Land valuation in Kazakhstan stirs controversy14 july 2014, 13:57
Land valuation causes much dissatisfaction among Kazakhstani population. The reason is that the results of assessments made by various valuators on the same land plot often differ.
Citizens are often dissatisfied with the level of compensation they get for seized land property. The question is particularly pressing in Astana where construction continues at a high pace. One of the protests saw two women climb a crane, where they spent four days in a protest against their house being taken for public needs. The compensation offered for the 100 sq. m. house was 4,988 mln Tenge (around $33,000 at the time). Where as the minimum market price of a house of this size in Astana is at around $70,000.
The Center of judicial examination of the Ministry of Justice of Kazakhstan held a roundtable discussion on the topic. Besides the representatives of the center the discussion was attended by the Registration Services Committee and the National Chamber of Appraisers. Deputy Minister of Justice Bahytzhan Abdraim also attended.

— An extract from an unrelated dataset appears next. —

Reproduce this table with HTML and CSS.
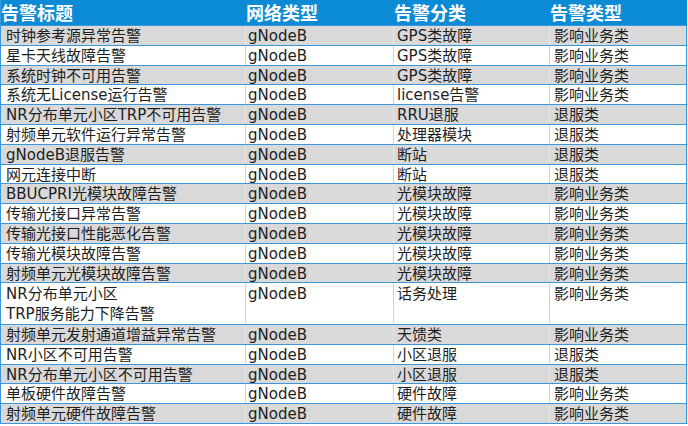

Vice-Minister Abdraim said that according to the analysis conducted by the Prosecutor General on the seizure of land for public use in 2012-2013, serious variations arose in the value of similar land plots. The minister suggested that this may be due to the difference in the procedure that appraisers and forensic experts follow.

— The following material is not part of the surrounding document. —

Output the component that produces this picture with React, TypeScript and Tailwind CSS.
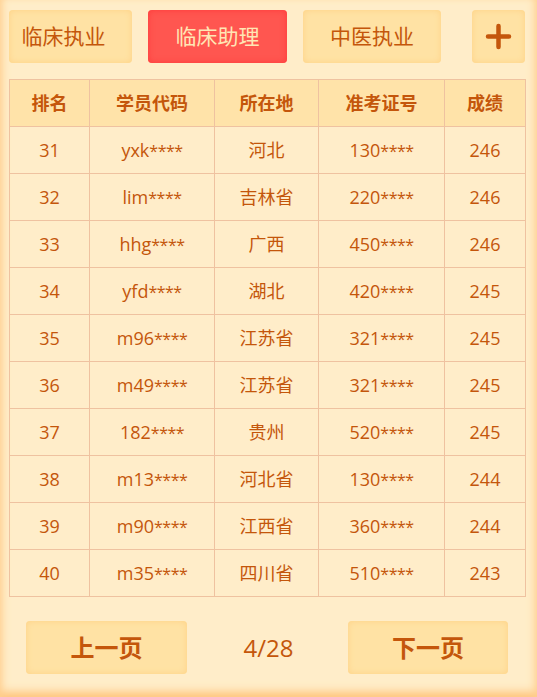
const tabs = [
  { label: '临床执业', w: 'w-[123px] pr-[14px]', active: false },
  { label: '临床助理', w: 'w-[139px]', active: true },
  { label: '中医执业', w: 'w-[138px]', active: false },
]

const rows = [
  ['31', 'yxk****', '河北', '130****', '246'],
  ['32', 'lim****', '吉林省', '220****', '246'],
  ['33', 'hhg****', '广西', '450****', '246'],
  ['34', 'yfd****', '湖北', '420****', '245'],
  ['35', 'm96****', '江苏省', '321****', '245'],
  ['36', 'm49****', '江苏省', '321****', '245'],
  ['37', '182****', '贵州', '520****', '245'],
  ['38', 'm13****', '河北省', '130****', '244'],
  ['39', 'm90****', '江西省', '360****', '244'],
  ['40', 'm35****', '四川省', '510****', '243'],
]

const cols = ['w-[80px]', 'w-[125px]', 'w-[104px]', 'w-[126px]', 'w-[81px]']
const heads = ['排名', '学员代码', '所在地', '准考证号', '成绩']

const font = { fontFamily: '"Open Sans", "Noto Sans CJK SC", sans-serif' }

// masked codes: the stars sit a bit smaller in the original
function Masked({ text }: { text: string }) {
  const i = text.indexOf('*')
  if (i < 0) return <>{text}</>
  return (
    <>
      {text.slice(0, i)}
      <span className="text-[16px] tracking-[-0.5px]">{text.slice(i)}</span>
    </>
  )
}

export default function App() {
  return (
    <div
      style={font}
      className="w-[537px] h-[697px] bg-[#ffedc9] text-[#c4560b] pl-[9px] pr-[12px] pt-[10px] shadow-[inset_7px_0_8px_-5px_#ffcf8f,inset_-7px_0_8px_-5px_#ffcf8f,inset_0_-10px_10px_-5px_#ffc47c]"
    >
      <div className="flex items-center h-[53px]">
        {tabs.map((t, i) => (
          <div
            key={t.label}
            className={
              t.w +
              ' h-full rounded-[4px] flex items-center justify-center text-[21px] ' +
              (i > 0 ? 'ml-[16px] ' : '') +
              (t.active
                ? 'bg-[#ff5650] text-[#ffe6b5] shadow-[inset_0_0_6px_#ff3a3a]'
                : 'bg-[#ffe2a4] text-[#c4560b] shadow-[inset_0_0_6px_#ffd285]')
            }
          >
            {t.label}
          </div>
        ))}
        <div className="ml-auto w-[53px] h-full rounded-[4px] bg-[#ffe2a4] shadow-[inset_0_0_6px_#ffd285] flex items-center justify-center">
          <svg width="27" height="27" viewBox="0 0 27 27">
            <path d="M13.5 3v21M3 13.5h21" stroke="#c4560b" strokeWidth="4.5" strokeLinecap="round" />
          </svg>
        </div>
      </div>

      <table className="mt-[16px] w-[516px] border-collapse table-fixed text-[18px]">
        <colgroup>
          {cols.map((c, i) => (
            <col key={i} className={c} />
          ))}
        </colgroup>
        <thead>
          <tr className="bg-[#ffe3a9]">
            {heads.map(h => (
              <th key={h} className="h-[47px] border border-[#efc2a0] font-bold p-0">
                {h}
              </th>
            ))}
          </tr>
        </thead>
        <tbody>
          {rows.map(r => (
            <tr key={r[0]}>
              {r.map((c, i) => (
                <td key={i} className="h-[47px] border border-[#efc2a0] text-center p-0">
                  <Masked text={c} />
                </td>
              ))}
            </tr>
          ))}
        </tbody>
      </table>

      <div className="mt-[24px] px-[17px] flex items-center justify-between h-[53px]">
        <div className="w-[161px] h-full rounded-[4px] bg-[#ffe2a4] shadow-[inset_0_0_6px_#ffd285] flex items-center justify-center text-[24px] font-bold">
          上一页
        </div>
        <div className="text-[24px] pl-[2px]">4/28</div>
        <div className="w-[160px] h-full rounded-[4px] bg-[#ffe2a4] shadow-[inset_0_0_6px_#ffd285] flex items-center justify-center text-[24px] font-bold">
          下一页
        </div>
      </div>
    </div>
  )
}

He explained that evaluators were guided by the law of Kazakhstan “On Appraisal Activities" and the Valuation Standards. However, these standards only outline only the basic rules of calculating and reporting the cost for the main types of property. On the other hand, forensic activity, unlike valuation, is an integral part of law enforcement and judicial activities, and is therefore regulated by the procedural legislation.

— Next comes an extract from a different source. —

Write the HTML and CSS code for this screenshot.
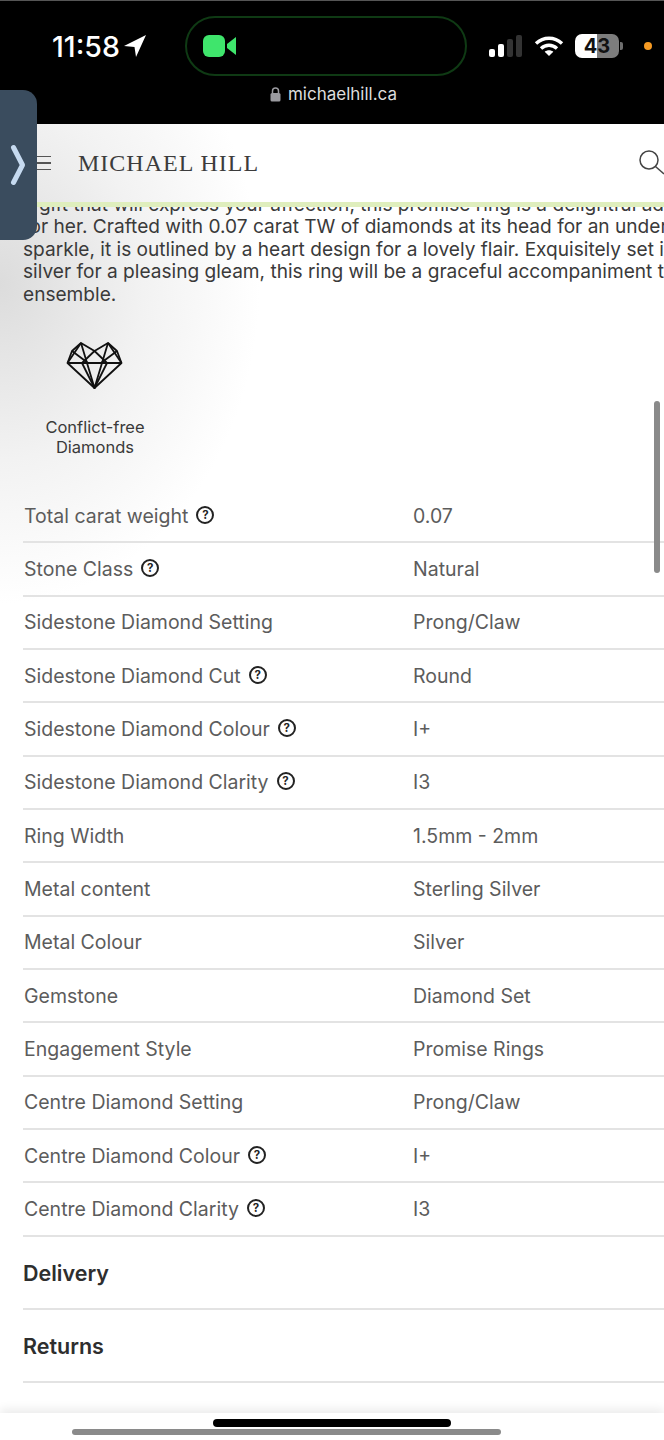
FILE: index.html

```html
<!DOCTYPE html>
<html lang="en">
<head>
    <meta charset="UTF-8">
    <meta name="viewport" content="width=device-width, initial-scale=1.0">
    <title>Michael Hill</title>
    <link rel="stylesheet" href="styles.css">
</head>
<body>

<!-- Status bar and address -->
<div class="status-area">
    <div class="status-row">
        <div class="status-time">
            <span>11:58</span>
            <svg width="24" height="24" viewBox="0 0 24 24"><path d="M23 1 1 12l10.500 1L13 23z" fill="#fff"/></svg>
        </div>
        <div class="island">
            <svg width="34" height="24" viewBox="0 0 34 24"><rect x="0" y="1" width="22" height="22" rx="6" fill="#3fe56c"/><path d="M24 10l9-7v18l-9-7z" fill="#3fe56c"/></svg>
        </div>
        <div class="status-icons">
            <div class="signal">
                <span class="bar bar-1"></span>
                <span class="bar bar-2"></span>
                <span class="bar bar-3"></span>
                <span class="bar bar-4"></span>
            </div>
            <svg class="wifi" width="30" height="22" viewBox="0 0 30 22" fill="none" stroke="#fff" stroke-width="3.400"><path d="M2 8.500c7.500-7 18.500-7 26 0"/><path d="M7 13.500c4.800-4.400 11.200-4.400 16 0"/><path d="M15 21l-4.300-4.300c2.500-2 6.100-2 8.600 0z" fill="#fff" stroke="none"/></svg>
            <div class="battery"><span>43</span></div>
            <span class="battery-tip"></span>
            <span class="orange-dot"></span>
        </div>
    </div>
    <div class="address">
        <svg width="11" height="15" viewBox="0 0 11 15"><path d="M2.500 6V4a3 3 0 0 1 6 0v2" fill="none" stroke="#9a9a9f" stroke-width="1.500"/><rect x="0.500" y="6" width="10" height="8.500" rx="1.500" fill="#9a9a9f"/></svg>
        <span>michaelhill.ca</span>
    </div>
</div>

<!-- Side tab over the page -->
<div class="side-tab">
    <svg width="16" height="42" viewBox="0 0 16 42"><path d="M3.500 3.500l9 17.500-9 17.500" fill="none" stroke="#c6daf0" stroke-width="5" stroke-linecap="round" stroke-linejoin="round"/></svg>
</div>

<div class="page">
    <header class="site-header">
        <div class="menu-icon"><span></span><span></span><span></span></div>
        <div class="logo">MICHAEL HILL</div>
        <svg class="search-icon" width="26" height="30" viewBox="0 0 26 30" fill="none" stroke="#444" stroke-width="1.500"><circle cx="11" cy="11" r="9"/><path d="M17.500 17.500 26 25"/></svg>
    </header>

    <div class="description">
        <p>a gift that will express your affection, this promise ring is a delightful addition<br>
        for her. Crafted with 0.07 carat TW of diamonds at its head for an understated<br>
        sparkle, it is outlined by a heart design for a lovely flair. Exquisitely set in sterling<br>
        silver for a pleasing gleam, this ring will be a graceful accompaniment to any<br>
        ensemble.</p>
    </div>

    <div class="feature">
        <svg width="58" height="48" viewBox="0 0 58 48" fill="none" stroke="#111" stroke-width="1.800" stroke-linejoin="round">
            <path d="M28.500 46 1.500 21 6 9 15 1 28.500 9 42 1 51 9 55.500 21z"/>
            <path d="M1.500 21H55.500"/>
            <path d="M15 1 28.500 46 42 1"/>
            <path d="M15 1 1.500 21M42 1 55.500 21"/>
            <path d="M6 9 22 21M51 9 35 21"/>
            <path d="M28.500 9 16 21 28.500 46 41 21z"/>
        </svg>
        <div class="feature-label">Conflict-free<br>Diamonds</div>
    </div>

    <!-- Specifications -->
    <div class="specs">
        <div class="spec-row">
            <div class="spec-name">Total carat weight <span class="help">?</span></div>
            <div class="spec-value">0.07</div>
        </div>
        <div class="spec-row">
            <div class="spec-name">Stone Class <span class="help">?</span></div>
            <div class="spec-value">Natural</div>
        </div>
        <div class="spec-row">
            <div class="spec-name">Sidestone Diamond Setting</div>
            <div class="spec-value">Prong/Claw</div>
        </div>
        <div class="spec-row">
            <div class="spec-name">Sidestone Diamond Cut <span class="help">?</span></div>
            <div class="spec-value">Round</div>
        </div>
        <div class="spec-row">
            <div class="spec-name">Sidestone Diamond Colour <span class="help">?</span></div>
            <div class="spec-value">I+</div>
        </div>
        <div class="spec-row">
            <div class="spec-name">Sidestone Diamond Clarity <span class="help">?</span></div>
            <div class="spec-value">I3</div>
        </div>
        <div class="spec-row">
            <div class="spec-name">Ring Width</div>
            <div class="spec-value">1.5mm - 2mm</div>
        </div>
        <div class="spec-row">
            <div class="spec-name">Metal content</div>
            <div class="spec-value">Sterling Silver</div>
        </div>
        <div class="spec-row">
            <div class="spec-name">Metal Colour</div>
            <div class="spec-value">Silver</div>
        </div>
        <div class="spec-row">
            <div class="spec-name">Gemstone</div>
            <div class="spec-value">Diamond Set</div>
        </div>
        <div class="spec-row">
            <div class="spec-name">Engagement Style</div>
            <div class="spec-value">Promise Rings</div>
        </div>
        <div class="spec-row">
            <div class="spec-name">Centre Diamond Setting</div>
            <div class="spec-value">Prong/Claw</div>
        </div>
        <div class="spec-row">
            <div class="spec-name">Centre Diamond Colour <span class="help">?</span></div>
            <div class="spec-value">I+</div>
        </div>
        <div class="spec-row">
            <div class="spec-name">Centre Diamond Clarity <span class="help">?</span></div>
            <div class="spec-value">I3</div>
        </div>
    </div>

    <div class="accordion-row">Delivery</div>
    <div class="accordion-row">Returns</div>
</div>

<div class="scrollbar"></div>

<!-- Bottom bars -->
<div class="bottom-area">
    <div class="home-bar"></div>
    <div class="scroll-bottom"></div>
</div>

</body>
</html>
```

FILE: styles.css

```css
:root {
    --text-color: #3a3a3a;
    --spec-color: #5c5c5c;
    --line-color: #e3e3e3;
}

* {
    box-sizing: border-box;
}

body {
    margin: 0;
    width: 664px;
    height: 1440px;
    overflow: hidden;
    position: relative;
    font-family: Inter, 'Liberation Sans', sans-serif;
    background-color: #fff;
}

/* Status bar */
.status-area {
    height: 124px;
    background-color: #000;
    border-top: 1px solid #555;
    color: #fff;
}

.status-row {
    display: flex;
    align-items: center;
    height: 60px;
    margin-top: 15px;
    padding-left: 52px;
}

.status-time {
    display: flex;
    align-items: center;
    gap: 3px;
    width: 133px;
    font-size: 28.500px;
    font-weight: 500;
}

.island {
    display: flex;
    align-items: center;
    width: 282px;
    height: 60px;
    padding-left: 16px;
    border: 2px solid #0f3a14;
    border-radius: 30px;
}

.status-icons {
    display: flex;
    align-items: center;
    margin-left: 22px;
}

.signal {
    display: flex;
    align-items: flex-end;
    gap: 3px;
    height: 22px;
}

.bar {
    width: 6px;
    border-radius: 2px;
    background-color: #fff;
}

.bar-1 { height: 8px; }
.bar-2 { height: 13px; }
.bar-3 { height: 18px; background-color: #333; }
.bar-4 { height: 22px; background-color: #333; }

.wifi {
    margin-left: 12px;
}

.battery {
    width: 44px;
    height: 24px;
    margin-left: 11px;
    border-radius: 7px;
    background: linear-gradient(to right, #fff 50%, #7d7d7d 50%);
    color: #111;
    font-size: 20px;
    font-weight: 700;
    line-height: 24px;
    text-align: center;
}

.battery-tip {
    width: 3px;
    height: 8px;
    margin-left: 1px;
    border-radius: 0 2px 2px 0;
    background-color: #6e6e6e;
}

.orange-dot {
    width: 8px;
    height: 8px;
    margin-left: 21px;
    border-radius: 50%;
    background-color: #f59a23;
}

.address {
    display: flex;
    align-items: center;
    justify-content: center;
    gap: 7px;
    margin-top: 8px;
    padding-left: 3px;
    color: #ddd;
    font-size: 17px;
}

/* Side tab */
.side-tab {
    position: absolute;
    left: 0;
    top: 90px;
    width: 37px;
    height: 150px;
    display: flex;
    align-items: center;
    padding-left: 10px;
    border-radius: 0 14px 14px 0;
    background-color: #3a4c5e;
    z-index: 5;
}

/* Page */
.page {
    height: 1316px;
    background: radial-gradient(ellipse 260px 320px at 0 160px, #dcdcdc 0%, #f2f2f2 55%, #fff 100%);
    color: var(--text-color);
}

.site-header {
    display: flex;
    align-items: center;
    height: 83px;
    padding: 0 0 0 36px;
    border-bottom: 5px solid #dfeebd;
}

.menu-icon {
    display: flex;
    flex-direction: column;
    gap: 5px;
    width: 15px;
}

.menu-icon span {
    height: 1.500px;
    background-color: #555;
}

.logo {
    margin-left: 27px;
    font-family: 'Liberation Serif', serif;
    font-size: 24px;
    letter-spacing: 1px;
    color: #3c3c3c;
}

.search-icon {
    margin-left: auto;
    margin-top: 2px;
}

.description {
    height: 98px;
    overflow: hidden;
    padding-left: 23px;
    white-space: nowrap;
}

.description p {
    margin: -14px 0 0 0;
    font-size: 19.100px;
    line-height: 22.400px;
}

.feature {
    display: flex;
    flex-direction: column;
    align-items: center;
    width: 144px;
    margin: 37px 0 0 23px;
}

.feature-label {
    margin-top: 27px;
    font-size: 16.500px;
    line-height: 20px;
    text-align: center;
}

/* Specifications */
.specs {
    margin: 33px 0 0 23px;
}

.spec-row {
    display: flex;
    align-items: center;
    height: 53.330px;
    border-bottom: 2px solid var(--line-color);
    color: var(--spec-color);
    font-size: 19.500px;
}

.spec-name {
    display: flex;
    align-items: center;
    gap: 8px;
    width: 390px;
    padding-left: 1px;
}

.help {
    display: inline-block;
    width: 18px;
    height: 18px;
    margin-top: -2px;
    border: 2px solid #222;
    border-radius: 50%;
    color: #222;
    font-size: 11.500px;
    font-weight: 700;
    line-height: 14px;
    text-align: center;
}

.accordion-row {
    display: flex;
    align-items: center;
    height: 73px;
    margin-left: 23px;
    padding-top: 2px;
    border-bottom: 2px solid var(--line-color);
    font-size: 21.500px;
    font-weight: 600;
    color: #2e2e2e;
}

.scrollbar {
    position: absolute;
    left: 654px;
    top: 401px;
    width: 6px;
    height: 172px;
    border-radius: 3px;
    background-color: #8a8a8a;
}

/* Bottom bars */
.bottom-area {
    position: absolute;
    left: 0;
    right: 0;
    top: 1413px;
    height: 27px;
    background-color: #fff;
    box-shadow: 0 -4px 10px rgba(0, 0, 0, 0.08);
}

.home-bar {
    width: 238px;
    height: 8px;
    margin: 6px 0 0 213px;
    border-radius: 4px;
    background-color: #000;
}

.scroll-bottom {
    width: 429px;
    height: 6px;
    margin: 2px 0 0 72px;
    border-radius: 3px;
    background-color: #8a8a8a;
}
```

The Vice-Minister called to harmonised the real estate and land valuation systems. He suggested a number of measures to efficiency unify the regulatory framework for appraisers and forensic experts.
According to the Judicial Examination Center’s director Isidore Borchashvili, land has become an object of speculation in recent years for dishonest owners and even public officials. Some officials aware of the government's utilities and road construction plans intentionally buy land plots in the places where the state-run construction will take place in future to get a hefty compensation for the land.
As for the difference in valuation, Borchashvili believes that discrepancies in land valuation arise primarily from lack of a uniform system of valuation of movable and immovable property, citing imperfection of the Law "On State Property" as the chief cause of the lack of a uniform approach.
Besides being very general, some of the valuation approaches are clearly obsolete, even those adopted rather recently. For example, Paragraph 2 of Article 67 of the Law "On State Property" adopted in 2011 says that the cost of land for state property is determined according to the price that is specified in the deed on the land. That is, if the cost of land in the last deed made 20 years ago was $20,000, then the current cost of the land remains the same, regardless of the market price or inflation. This provision was adopted after the government was hard hit by the preceding years of the bank-loan-driven construction boom when real estate prices grew tenfold in just one decade making real estate an popular investment tool.
Borchashvili added that lack of a unified and comprehensive methodology for land valuation led to speculation. He believes that there is a need to create a work group from among the experts of the Judicial Examination Center, Registration Services Committee and the Chamber of Appraisers to examine the legal and regulatory framework of land valuation and develop proposals to improve it. It is also important to compile and analyse practical cases that forensic institutions and appraisers deal with before developing the new unified method.